Historical records reveal that Matthew Hopkins, during his four- year reign of terror, put to death something like 300 women – that figure accounts for more than half the total number of witchcraft executions held between the beginning of the 15th Century and the end of the 1700s.
Official court records only account for 500 executions in 300 years, so for Matthew Hopkins to account for 300 of those in such a short period of time is staggering.
These historical stories are exactly the material that has drawn the attention of regional theatre company Eastern Angles. They like nothing more than to take a piece of existing folklore and commission a new play which sheds new light on our collective heritage.
So when Eastern Angles artistic director Ivan Cutting heard that Out of Joint’s Max Stafford Clark, who he had collaborated with in the past, was looking to work with National Theatre writer and Oscar winner Rebecca Lenkiewicz on a play about witches in 17th Century England, it seemed too good an opportunity not to get involved.
The resulting play Jane Wenham – The Witch of Walkern is now a co-production between the two companies and is touring Suffolk community and arts centres.
As you would expect, writer Rebecca Lenkiewicz finds the whole subject of witchcraft during this time fascinating. When I express surprise that anyone who had lived alongside these women for 20-30 years and could still seriously believe that they were genuine witches, she pointed out that it was also an opportunity for locals to settle old scores.
“People are very good at seizing the opportunity to exact revenge for some past slight or some imagined injustice.
“I came across the story of Jane Wenham, who was a real person, a woman in her sixties, and she was accused of making the cattle ill and then a local girl got ill and that was also laid at her door. We know a lot about her because there was a big public trial and afterwards there were a lot of pamphlets published debating whether she was innocent or guilty and it seemed to be an ideal subject for a play to discuss the whole idea of one element of society attacking another weaker section.”
She said she found it fascinating that Arthur Miller used the imagery of witch-hunts to talk about the McCarthy hearings in 1950s America in his play The Crucible.
“It has always been a very potent image and idea. I think what happened was seen as being so pervasive and so unjust that it has stayed with us as a form of moral shorthand.

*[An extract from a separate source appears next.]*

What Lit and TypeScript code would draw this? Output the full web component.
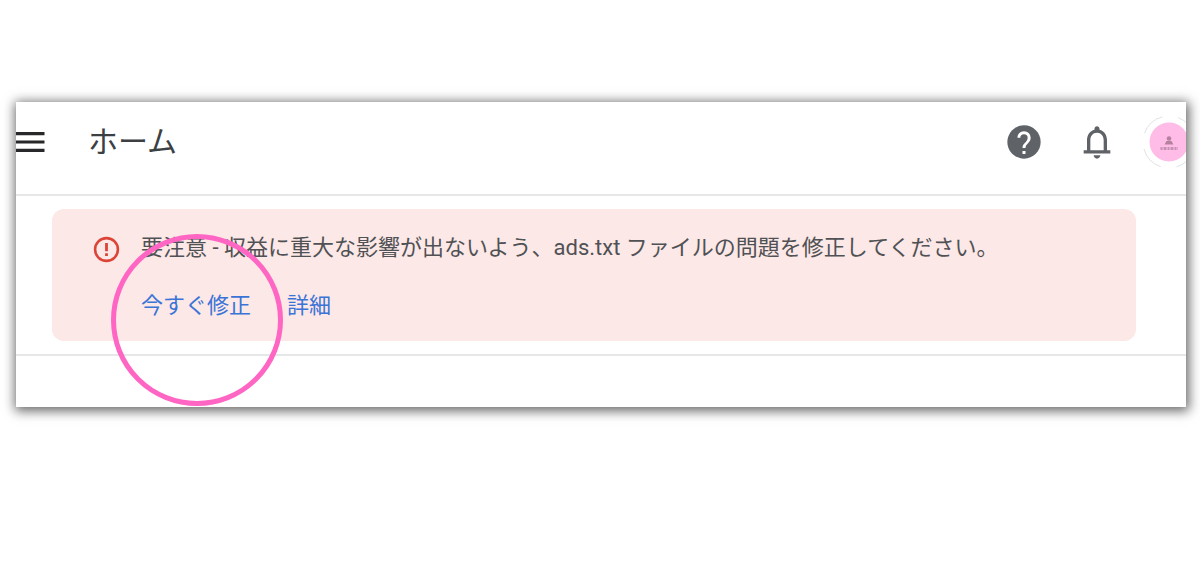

“At the end of the day, it’s all about fear – fear of people who are not like us for all manner of reasons whether it’s socially different or whether it’s a difference in ethnicity.
“You look at the rise in UKIP, it’s all based on fear of the outsider. As we open our doors to people from different countries, we are reminded how we fear The Other – the other person, the other culture, the other language and customs… instead of embracing it, it seems we have a default position which is fear and that’s fascinating, as a writer, to explore.”
But Rebecca is more than just a writer, she is also an actress and an actor’s preoccupation with motives and characterisation also informs Rebecca’s writing, making her plays and screenplays as much character-studies as narratives.
The other element which Rebecca found fascinating during her research was the dawning realisation that the vast majority of those accused of being witches or in league with the devil were women.
“Before I started work on this I didn’t really know quite how many women were accused of witchcraft. There’s the popular image of women on the ducking stool or being burned at the stake but I thought that was Hollywood and modern-day sexism. But my research has uncovered very few men who were accused, or at least were convicted. The vast, vast majority were women and I do wonder why that was.
“There have been many theories but the one that is the most plausible is that if you looked different, didn’t live a conventional life with a husband and a family within the community then you were automatically different and as we have discovered if you are different you are threat, someone to be feared.
“Also I think that many of them were strong characters, independent people – you would have to be to live a life on your own and survive – and I think men were threatened by that. These were women who didn’t need their protection. More than that they probably rejected any help they were offered.
“What I find fascinating, in a horrific way, is that they weren’t just thrown in prison they were systematically tortured before being killed. It’s almost like a form of revenge.”
She said that the current mania about refugees coming to Europe is not a million miles away from the world inhabited by Jane Wenham.
“I was fascinated by how the story changed when that awful picture of the soldier picking up the dead child off the beach was published.
“Now, the facts of the migration hadn’t changed, the economic arguments hadn’t changed, the wars in Syria and the Middle-East hadn’t changed – what had changed was our perception of the migrants. Suddenly they were people, they were women and children, they were babies and they were dying.
“We knew they had been dying before. There had been reports in the press and on television but we hadn’t seen them. We were afraid of outsiders but once we saw that they were people, like us, suddenly they were being welcomed and cheered and people were demanding that governments do something to help.
“It’s things like that, that make me realise that our world is not so far removed from that of Jane Wenham and The Witchfinder General.”
So what is a Rebecca Lenkiewicz play? Are there subjects or themes that she returns to time and again?
She pauses to think about her answer before committing herself. “I think I am drawn to the notion of freedom. I did a play about Suffragettes and that was very much about what defines a woman and who are we expected to be. Then it went on to explore about how we are treated when we don’t conform.
“The outsider interests me a lot. I grew up with a lot of outsiders and while I love the idea of community, I am fascinated by how much you have to give up in order to fit in.”
She said that writers and actors can feel on occasions that they are one-step removed from society because they tend to watch and observe as part of their work.
“If you are researching something or watching out for things as part of something you are doing then you can feel detached from society but not permanently. I like people too much. I like writing, it’s a great privilege and I liked acting. I like working out what makes a person who they are. That’s why I write plays about people and how people interact with people.”
Jane Wenham – The Witch of Walkern opens at Halesworth Cut on October 6 and is on tour across Suffolk and Essex until October 17.